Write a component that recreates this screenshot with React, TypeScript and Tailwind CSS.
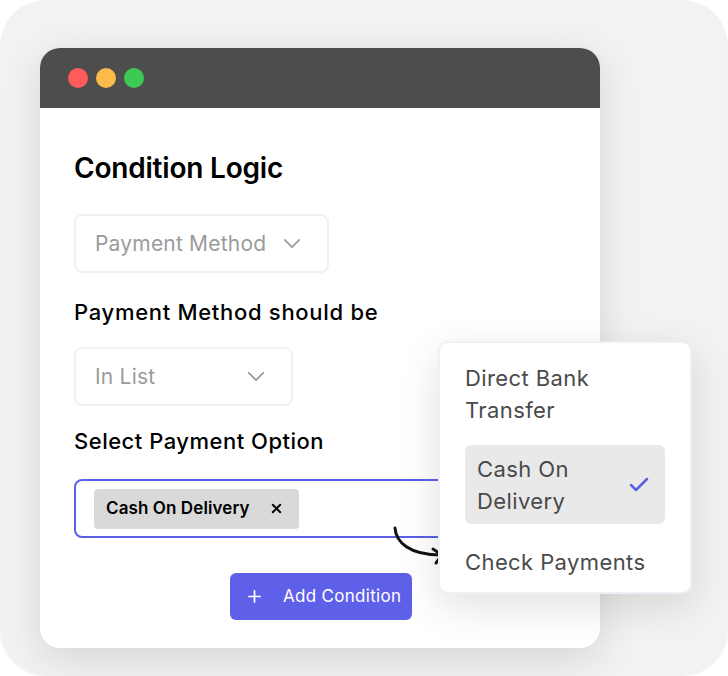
import { Plus, X, Check } from "lucide-react";

function Chevron({ className }: { className?: string }) {
  return (
    <svg viewBox="0 0 20 12" className={className} fill="none" stroke="currentColor" strokeWidth="2" strokeLinecap="round" strokeLinejoin="round">
      <path d="M2 2l8 8 8-8" />
    </svg>
  );
}

function Select({ label, width }: { label: string; width: string }) {
  return (
    <div className={`${width} h-[59px] rounded-lg border-2 border-[#eef1f6] flex items-center justify-between pl-[19px] pr-[26px] text-[21px] tracking-[0.2px] text-[#9b9b9b]`}>
      <span>{label}</span>
      <Chevron className="w-[18px] h-[11px]" />
    </div>
  );
}

export default function App() {
  return (
    <div className="w-[728px] h-[676px] bg-white" style={{ fontFamily: "Inter, 'Noto Sans', sans-serif" }}>
      <div className="relative w-[728px] h-[676px] rounded-[46px] bg-[#f3f2f0] pt-[48px] pl-[40px]">
        <div className="w-[560px] h-[600px] rounded-[20px] bg-white overflow-hidden flex flex-col shadow-[0_10px_40px_rgba(0,0,0,0.12)]">
          <div className="h-[60px] bg-[#4d4d4d] flex items-center gap-2 pl-[28px] shrink-0">
            <span className="w-5 h-5 rounded-full bg-[#fe5c5c]" />
            <span className="w-5 h-5 rounded-full bg-[#fbbb4b]" />
            <span className="w-5 h-5 rounded-full bg-[#3cca53]" />
          </div>
          <div className="flex flex-col pl-[34px] pr-[34px] pt-[42px]">
            <h1 className="h-9 leading-9 text-[28px] font-semibold text-black tracking-[-0.2px]">Condition Logic</h1>
            <div className="mt-[28px]">
              <Select label="Payment Method" width="w-[255px]" />
            </div>
            <div className="mt-[24px] h-[30px] leading-[30px] text-[22px] font-medium tracking-[0.7px] text-black">Payment Method should be</div>
            <div className="mt-[20px]">
              <Select label="In List" width="w-[219px]" />
            </div>
            <div className="mt-[20px] h-[30px] leading-[30px] text-[22px] font-medium tracking-[0.5px] text-black">Select Payment Option</div>
            <div className="mt-[23px] h-[59px] rounded-lg border-2 border-[#5b5fe6] flex items-center pl-[18px]">
              <div className="h-[40px] rounded bg-[#d9d9d9] flex items-center pl-[12px] pr-[15px] gap-[19px] text-[17px] tracking-[0.1px] font-semibold text-black">
                <span>Cash On Delivery</span>
                <X className="w-[15px] h-[15px]" strokeWidth={3} />
              </div>
            </div>
            <div className="mt-[35px] ml-[156px] w-[182px] h-[47px] rounded-md bg-[#5f60e8] flex items-center pl-[15px] gap-[19px] text-white text-[17px] tracking-[0.3px]">
              <Plus className="w-[19px] h-[19px]" strokeWidth={2.2} />
              <span>Add Condition</span>
            </div>
          </div>
        </div>

        <svg className="absolute left-[390px] top-[524px] w-[60px] h-[50px]" viewBox="0 0 60 50" fill="none" stroke="#111" strokeWidth="3" strokeLinecap="round" strokeLinejoin="round">
          <path d="M5 4c1 14 14 27 46 27" />
          <path d="M43 25l9 6-6 8" />
        </svg>

        <div className="absolute left-[438px] top-[341px] w-[254px] h-[253px] rounded-[10px] bg-white border-2 border-[#eef0f6] shadow-[0_12px_40px_rgba(0,0,0,0.12)] pt-[19px] px-[25px] text-[22px] tracking-[0.4px] text-[#4a4a4a]">
          <div className="leading-[32px]">Direct Bank<br />Transfer</div>
          <div className="mt-[19px] h-[79px] rounded-md bg-[#e9e9e9] flex items-center justify-between pl-[12px] pr-[14px]">
            <div className="leading-[32px]">Cash On<br />Delivery</div>
            <Check className="w-[24px] h-[24px] text-[#5b5fe6]" strokeWidth={2.5} />
          </div>
          <div className="mt-[22px] leading-[32px]">Check Payments</div>
        </div>
      </div>
    </div>
  );
}
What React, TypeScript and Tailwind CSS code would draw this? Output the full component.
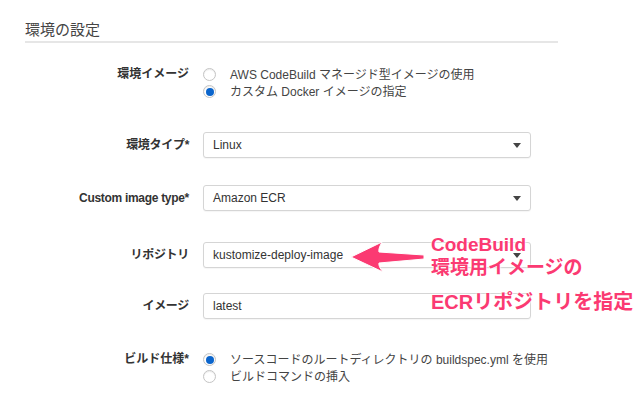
const FONT = "font-['Liberation_Sans','Noto_Sans_CJK_JP',sans-serif]"

const Radio = ({ checked }: { checked?: boolean }) => (
    <span className="flex items-center justify-center w-[13px] h-[13px] rounded-full border border-[#c4c4c4] bg-white shadow-[inset_0_1px_1px_rgba(0,0,0,0.08)]">
        {checked && <span className="w-[8px] h-[8px] rounded-full bg-[#0b65cc]" />}
    </span>
)

const RadioGroup = ({ label, options, selected }: { label: string; options: string[]; selected: number }) => (
    <div className="flex items-start">
        <div className="w-[189px] text-right text-[12px] leading-[17px] font-bold text-[#333]">{label}</div>
        <div className="ml-[14px] flex flex-col">
            {options.map((opt, i) => (
                <div key={opt} className="flex items-center h-[17px]">
                    <Radio checked={i === selected} />
                    <span className="ml-[14px] text-[12px] text-[#444]">{opt}</span>
                </div>
            ))}
        </div>
    </div>
)

const Field = ({ label, value, select }: { label: string; value: string; select?: boolean }) => (
    <div className="flex items-center">
        <div className="w-[189px] text-right text-[12px] tracking-[-0.3px] font-bold text-[#333]">{label}</div>
        <div className="ml-[14px] w-[328px] h-[26px] flex items-center justify-between pl-[9px] pr-[9px] bg-white border border-[#d5d5d5] rounded-[3px] shadow-[0_1px_1px_rgba(0,0,0,0.04)]">
            <span className="text-[12px] text-[#333]">{value}</span>
            {select && (
                <span className="w-0 h-0 border-l-[4px] border-r-[4px] border-t-[5px] border-l-transparent border-r-transparent border-t-[#444]" />
            )}
        </div>
    </div>
)

export default function App() {
    return (
        <div className={`relative w-[640px] h-[409px] bg-white overflow-hidden ${FONT}`}>
            <div className="ml-[25px] w-[533px] pt-[20px] pb-[1px] border-b-2 border-[#e6e6e6]">
                <h2 className="text-[15px] leading-[20px] text-[#444]">環境の設定</h2>
            </div>

            <div className="mt-[23px]">
                <RadioGroup
                    label="環境イメージ"
                    options={["AWS CodeBuild マネージド型イメージの使用", "カスタム Docker イメージの指定"]}
                    selected={1}
                />
            </div>
            <div className="mt-[32px]">
                <Field label="環境タイプ*" value="Linux" select />
            </div>
            <div className="mt-[27px]">
                <Field label="Custom image type*" value="Amazon ECR" select />
            </div>
            <div className="mt-[31px]">
                <Field label="リポジトリ" value="kustomize-deploy-image" select />
            </div>
            <div className="mt-[25px]">
                <Field label="イメージ" value="latest" />
            </div>
            <div className="mt-[32px]">
                <RadioGroup
                    label="ビルド仕様*"
                    options={["ソースコードのルートディレクトリの buildspec.yml を使用", "ビルドコマンドの挿入"]}
                    selected={0}
                />
            </div>

            {/* callout */}
            <svg className="absolute left-0 top-0" width="640" height="409" viewBox="0 0 640 409">
                <path
                    d="M351 257 L382 242 Q378 249 379 252 L424 255 L424 259 L379 263 Q378 266 383 272 Z"
                    fill="#fb3a72"
                    stroke="#fff"
                    strokeWidth="1"
                    strokeLinejoin="round"
                />
            </svg>
            <div className="absolute left-[431px] top-[234px] whitespace-nowrap font-bold text-[#fb3a72] [text-shadow:0_0_2px_#fff,0_0_3px_#fff]">
                <div className="text-[19px] leading-[22px]">CodeBuild</div>
                <div className="text-[19px] leading-[24px]">環境用イメージの</div>
                <div className="mt-[9px] text-[20px] leading-[26px]">ECRリポジトリを指定</div>
            </div>
        </div>
    )
}
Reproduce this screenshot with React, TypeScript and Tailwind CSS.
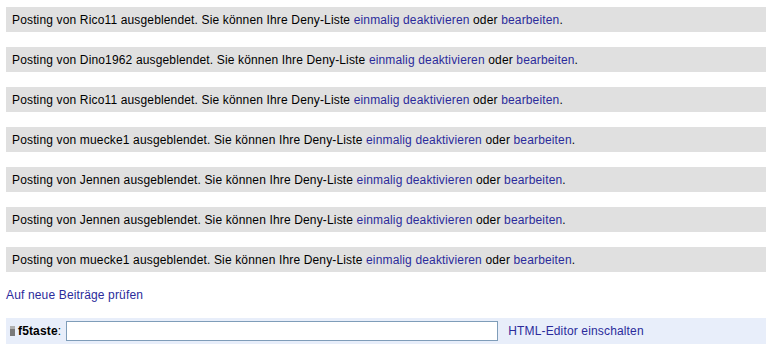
※ ※ ※
=== Your goal ===
Without including the pictures, reproduce all entries exactly.

=== Result ===
Write a component that recreates this screenshot with React, TypeScript and Tailwind CSS.
import { Plus, X, Check } from "lucide-react";

function Chevron({ className }: { className?: string }) {
  return (
    <svg viewBox="0 0 20 12" className={className} fill="none" stroke="currentColor" strokeWidth="2" strokeLinecap="round" strokeLinejoin="round">
      <path d="M2 2l8 8 8-8" />
    </svg>
  );
}

function Select({ label, width }: { label: string; width: string }) {
  return (
    <div className={`${width} h-[59px] rounded-lg border-2 border-[#eef1f6] flex items-center justify-between pl-[19px] pr-[26px] text-[21px] tracking-[0.2px] text-[#9b9b9b]`}>
      <span>{label}</span>
      <Chevron className="w-[18px] h-[11px]" />
    </div>
  );
}

export default function App() {
  return (
    <div className="w-[728px] h-[676px] bg-white" style={{ fontFamily: "Inter, 'Noto Sans', sans-serif" }}>
      <div className="relative w-[728px] h-[676px] rounded-[46px] bg-[#f3f2f0] pt-[48px] pl-[40px]">
        <div className="w-[560px] h-[600px] rounded-[20px] bg-white overflow-hidden flex flex-col shadow-[0_10px_40px_rgba(0,0,0,0.12)]">
          <div className="h-[60px] bg-[#4d4d4d] flex items-center gap-2 pl-[28px] shrink-0">
            <span className="w-5 h-5 rounded-full bg-[#fe5c5c]" />
            <span className="w-5 h-5 rounded-full bg-[#fbbb4b]" />
            <span className="w-5 h-5 rounded-full bg-[#3cca53]" />
          </div>
          <div className="flex flex-col pl-[34px] pr-[34px] pt-[42px]">
            <h1 className="h-9 leading-9 text-[28px] font-semibold text-black tracking-[-0.2px]">Condition Logic</h1>
            <div className="mt-[28px]">
              <Select label="Payment Method" width="w-[255px]" />
            </div>
            <div className="mt-[24px] h-[30px] leading-[30px] text-[22px] font-medium tracking-[0.7px] text-black">Payment Method should be</div>
            <div className="mt-[20px]">
              <Select label="In List" width="w-[219px]" />
            </div>
            <div className="mt-[20px] h-[30px] leading-[30px] text-[22px] font-medium tracking-[0.5px] text-black">Select Payment Option</div>
            <div className="mt-[23px] h-[59px] rounded-lg border-2 border-[#5b5fe6] flex items-center pl-[18px]">
              <div className="h-[40px] rounded bg-[#d9d9d9] flex items-center pl-[12px] pr-[15px] gap-[19px] text-[17px] tracking-[0.1px] font-semibold text-black">
                <span>Cash On Delivery</span>
                <X className="w-[15px] h-[15px]" strokeWidth={3} />
              </div>
            </div>
            <div className="mt-[35px] ml-[156px] w-[182px] h-[47px] rounded-md bg-[#5f60e8] flex items-center pl-[15px] gap-[19px] text-white text-[17px] tracking-[0.3px]">
              <Plus className="w-[19px] h-[19px]" strokeWidth={2.2} />
              <span>Add Condition</span>
            </div>
          </div>
        </div>

        <svg className="absolute left-[390px] top-[524px] w-[60px] h-[50px]" viewBox="0 0 60 50" fill="none" stroke="#111" strokeWidth="3" strokeLinecap="round" strokeLinejoin="round">
          <path d="M5 4c1 14 14 27 46 27" />
          <path d="M43 25l9 6-6 8" />
        </svg>

        <div className="absolute left-[438px] top-[341px] w-[254px] h-[253px] rounded-[10px] bg-white border-2 border-[#eef0f6] shadow-[0_12px_40px_rgba(0,0,0,0.12)] pt-[19px] px-[25px] text-[22px] tracking-[0.4px] text-[#4a4a4a]">
          <div className="leading-[32px]">Direct Bank<br />Transfer</div>
          <div className="mt-[19px] h-[79px] rounded-md bg-[#e9e9e9] flex items-center justify-between pl-[12px] pr-[14px]">
            <div className="leading-[32px]">Cash On<br />Delivery</div>
            <Check className="w-[24px] h-[24px] text-[#5b5fe6]" strokeWidth={2.5} />
          </div>
          <div className="mt-[22px] leading-[32px]">Check Payments</div>
        </div>
      </div>
    </div>
  );
}
What React, TypeScript and Tailwind CSS code would draw this? Output the full component.
const FONT = "font-['Liberation_Sans','Noto_Sans_CJK_JP',sans-serif]"

const Radio = ({ checked }: { checked?: boolean }) => (
    <span className="flex items-center justify-center w-[13px] h-[13px] rounded-full border border-[#c4c4c4] bg-white shadow-[inset_0_1px_1px_rgba(0,0,0,0.08)]">
        {checked && <span className="w-[8px] h-[8px] rounded-full bg-[#0b65cc]" />}
    </span>
)

const RadioGroup = ({ label, options, selected }: { label: string; options: string[]; selected: number }) => (
    <div className="flex items-start">
        <div className="w-[189px] text-right text-[12px] leading-[17px] font-bold text-[#333]">{label}</div>
        <div className="ml-[14px] flex flex-col">
            {options.map((opt, i) => (
                <div key={opt} className="flex items-center h-[17px]">
                    <Radio checked={i === selected} />
                    <span className="ml-[14px] text-[12px] text-[#444]">{opt}</span>
                </div>
            ))}
        </div>
    </div>
)

const Field = ({ label, value, select }: { label: string; value: string; select?: boolean }) => (
    <div className="flex items-center">
        <div className="w-[189px] text-right text-[12px] tracking-[-0.3px] font-bold text-[#333]">{label}</div>
        <div className="ml-[14px] w-[328px] h-[26px] flex items-center justify-between pl-[9px] pr-[9px] bg-white border border-[#d5d5d5] rounded-[3px] shadow-[0_1px_1px_rgba(0,0,0,0.04)]">
            <span className="text-[12px] text-[#333]">{value}</span>
            {select && (
                <span className="w-0 h-0 border-l-[4px] border-r-[4px] border-t-[5px] border-l-transparent border-r-transparent border-t-[#444]" />
            )}
        </div>
    </div>
)

export default function App() {
    return (
        <div className={`relative w-[640px] h-[409px] bg-white overflow-hidden ${FONT}`}>
            <div className="ml-[25px] w-[533px] pt-[20px] pb-[1px] border-b-2 border-[#e6e6e6]">
                <h2 className="text-[15px] leading-[20px] text-[#444]">環境の設定</h2>
            </div>

            <div className="mt-[23px]">
                <RadioGroup
                    label="環境イメージ"
                    options={["AWS CodeBuild マネージド型イメージの使用", "カスタム Docker イメージの指定"]}
                    selected={1}
                />
            </div>
            <div className="mt-[32px]">
                <Field label="環境タイプ*" value="Linux" select />
            </div>
            <div className="mt-[27px]">
                <Field label="Custom image type*" value="Amazon ECR" select />
            </div>
            <div className="mt-[31px]">
                <Field label="リポジトリ" value="kustomize-deploy-image" select />
            </div>
            <div className="mt-[25px]">
                <Field label="イメージ" value="latest" />
            </div>
            <div className="mt-[32px]">
                <RadioGroup
                    label="ビルド仕様*"
                    options={["ソースコードのルートディレクトリの buildspec.yml を使用", "ビルドコマンドの挿入"]}
                    selected={0}
                />
            </div>

            {/* callout */}
            <svg className="absolute left-0 top-0" width="640" height="409" viewBox="0 0 640 409">
                <path
                    d="M351 257 L382 242 Q378 249 379 252 L424 255 L424 259 L379 263 Q378 266 383 272 Z"
                    fill="#fb3a72"
                    stroke="#fff"
                    strokeWidth="1"
                    strokeLinejoin="round"
                />
            </svg>
            <div className="absolute left-[431px] top-[234px] whitespace-nowrap font-bold text-[#fb3a72] [text-shadow:0_0_2px_#fff,0_0_3px_#fff]">
                <div className="text-[19px] leading-[22px]">CodeBuild</div>
                <div className="text-[19px] leading-[24px]">環境用イメージの</div>
                <div className="mt-[9px] text-[20px] leading-[26px]">ECRリポジトリを指定</div>
            </div>
        </div>
    )
}
Reproduce this screenshot with React, TypeScript and Tailwind CSS.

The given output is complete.